Adaptive Multilevel Prediction Method for Dynamic Multimodal Optimization

Abstract

This study develops an adaptive multilevel prediction (AMLP) method to detect and track multiple global optima over time. First, it formulates a multilevel prediction approach in which a higher level prediction improves the accuracy of the lower level prediction to reduce the prediction error, enabling it to capture more complex patterns in the changes. However, a higher level prediction is more sensitive to input errors and the randomness in the pattern of the change. To overcome this challenge, this study employs an adaptive mechanism which can determine the near-optimal prediction level at each time step. At the same time, AMLP calculates the strength of the diversity introduced after a change based on the estimated prediction error. A successful static multimodal optimizer is augmented with AMLP, for which AMLP determines the location and the mutation strength of the initialized subpopulations. An existing dynamic benchmark generator is improved so that it can generate dynamic test problems with more complex patterns in their changes. In particular, this dynamic benchmark generator allows for controlling the randomness of the pattern in the change to simulate dynamic problems with different degrees of predictability.

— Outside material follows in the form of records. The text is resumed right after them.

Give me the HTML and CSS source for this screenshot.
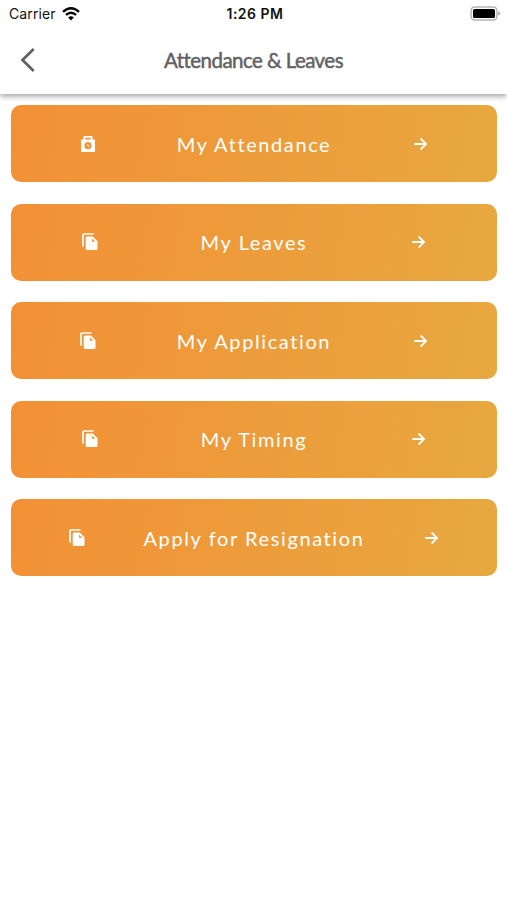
FILE: index.html
```html
<!DOCTYPE html>
<html lang="en">
<head>
    <meta charset="UTF-8">
    <title>Attendance &amp; Leaves</title>
    <link rel="stylesheet" href="styles.css">
</head>
<body>
    <!-- Shared icons -->
    <svg class="sprite" width="0" height="0">
        <symbol id="copy" viewBox="0 0 16 18">
            <path d="M1 13.5V2.2Q1 1 2.2 1H11.5" fill="none" stroke="currentColor" stroke-width="1.7"/>
            <path fill-rule="evenodd" d="M5 3.6h5.8L15.5 8.3v7.2q0 1.5-1.5 1.5H5.2q-1.5 0-1.5-1.5V5.1q0-1.5 1.5-1.5zM10 5.6v3.2h3.2z"/>
        </symbol>
        <symbol id="arrow" viewBox="0 0 16 16">
            <path d="M2.3 8h11.2M8.6 2.5l5.5 5.5-5.5 5.5" fill="none" stroke="currentColor" stroke-width="1.8"/>
        </symbol>
    </svg>

    <div class="status-bar">
        <div class="carrier">
            <span>Carrier</span>
            <svg width="18" height="14" viewBox="0 0 18 14">
                <path d="M1 4.8Q9-2.2 17 4.8M3.9 7.9Q9 3.5 14.1 7.9" fill="none" stroke="#000" stroke-width="2.3"/>
                <path d="M6.2 10.4Q9 8 11.8 10.4L9 13.4z"/>
            </svg>
        </div>
        <div class="time">1:26 PM</div>
        <svg class="battery" width="31" height="15" viewBox="0 0 31 15">
            <rect x="1" y="1" width="26" height="13" rx="3.8" fill="#fff" stroke="#b5b5b5" stroke-width="1.5"/>
            <rect x="3" y="3" width="22" height="9" rx="1.5"/>
            <path d="M28.3 5.3q2 .7 2 2.2t-2 2.2z" fill="#aaa"/>
        </svg>
    </div>

    <div class="header">
        <svg class="back" width="16" height="26" viewBox="0 0 16 26">
            <path d="M13.7 2L2.5 13l11.2 11" fill="none" stroke="currentColor" stroke-width="2.7"/>
        </svg>
        <h1>Attendance &amp; Leaves</h1>
    </div>

    <div class="menu">
        <button class="item">
            <svg class="icon" viewBox="0 0 16 18">
                <path fill-rule="evenodd" d="M1 5.5q0-1 1-1h1.4V2.3Q3.4 1 4.7 1h6.6q1.3 0 1.3 1.3v2.2H14q1 0 1 1V16q0 1-1 1H2q-1 0-1-1zM5.3 2.8v1.7h5.4V2.8zM8 7.1a3.6 3.6 0 1 0 0 7.2 3.6 3.6 0 1 0 0-7.2z"/>
                <path d="M7.8 8.8v2.1l1.4.9" fill="none" stroke="currentColor" stroke-width="1"/>
            </svg>
            <span>My Attendance</span>
            <svg class="icon arrow"><use href="#arrow"/></svg>
        </button>
        <button class="item">
            <svg class="icon"><use href="#copy"/></svg>
            <span>My Leaves</span>
            <svg class="icon arrow"><use href="#arrow"/></svg>
        </button>
        <button class="item">
            <svg class="icon"><use href="#copy"/></svg>
            <span>My Application</span>
            <svg class="icon arrow"><use href="#arrow"/></svg>
        </button>
        <button class="item">
            <svg class="icon"><use href="#copy"/></svg>
            <span>My Timing</span>
            <svg class="icon arrow"><use href="#arrow"/></svg>
        </button>
        <button class="item">
            <svg class="icon"><use href="#copy"/></svg>
            <span>Apply for Resignation</span>
            <svg class="icon arrow"><use href="#arrow"/></svg>
        </button>
    </div>
</body>
</html>
```
FILE: styles.css
```css
body {
    margin: 0;
    background: #fff;
    font-family: Lato, sans-serif;
}
.sprite {
    display: block;
}
.status-bar {
    display: grid;
    grid-template-columns: 1fr auto 1fr;
    align-items: center;
    height: 27px;
    padding: 0 6px 0 9px;
    font-family: Inter, sans-serif;
    font-size: 14px;
    color: #111;
}
.carrier {
    display: flex;
    align-items: center;
    gap: 6px;
    letter-spacing: 0.1px;
}
.time {
    font-weight: 600;
    letter-spacing: 0.5px;
}
.battery {
    justify-self: end;
}
.header {
    display: grid;
    grid-template-columns: 36px 1fr 36px;
    align-items: center;
    height: 67px;
    box-sizing: border-box;
    padding: 0 18px 0 20px;
    color: #606060;
    box-shadow: 0 2px 6px rgba(0,0,0,0.4);
    clip-path: inset(0 0 -10px 0);
}
.back {
    margin-top: -2px;
}
h1 {
    margin: 0 2px 2px 0;
    font-size: 20.5px;
    font-weight: normal;
    letter-spacing: -0.55px;
    text-align: center;
    -webkit-text-stroke: 0.5px #666;
}
.menu {
    display: flex;
    flex-direction: column;
    gap: 21.5px;
    padding: 11.4px 10px 0 11px;
}
.item {
    display: flex;
    align-items: center;
    justify-content: space-around;
    height: 77px;
    padding: 0 28px;
    border: none;
    border-radius: 10px;
    background: linear-gradient(100deg, #f39036, #e7a83f);
    color: #fff;
    font-family: Lato, sans-serif;
    font-size: 20px;
    letter-spacing: 1.6px;
    cursor: pointer;
}
.item span {
    min-width: 141px;
    text-align: center;
}
.icon {
    width: 16px;
    height: 18px;
    fill: currentColor;
}
.arrow {
    height: 16px;
}
```
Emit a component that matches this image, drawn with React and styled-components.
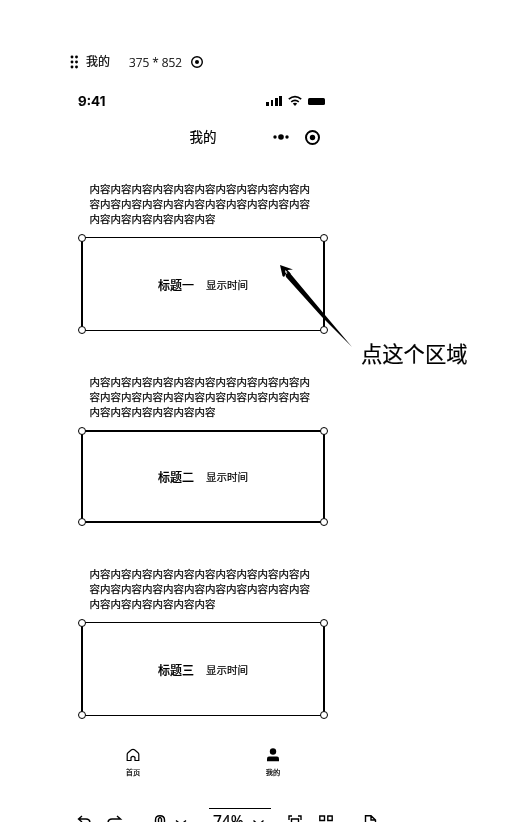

A few controlled experiments are first performed to provide insight into different components of AMLP. Then, AMLP is compared with some of the most successful prediction methods when they are incorporated into the developed dynamic multimodal optimization method. Eleven dynamic cases with different change severity, change frequency, predictability, problem dimensionality, and the number of global minima are considered. The numerical results show the superiority of AMLP over other prediction methods.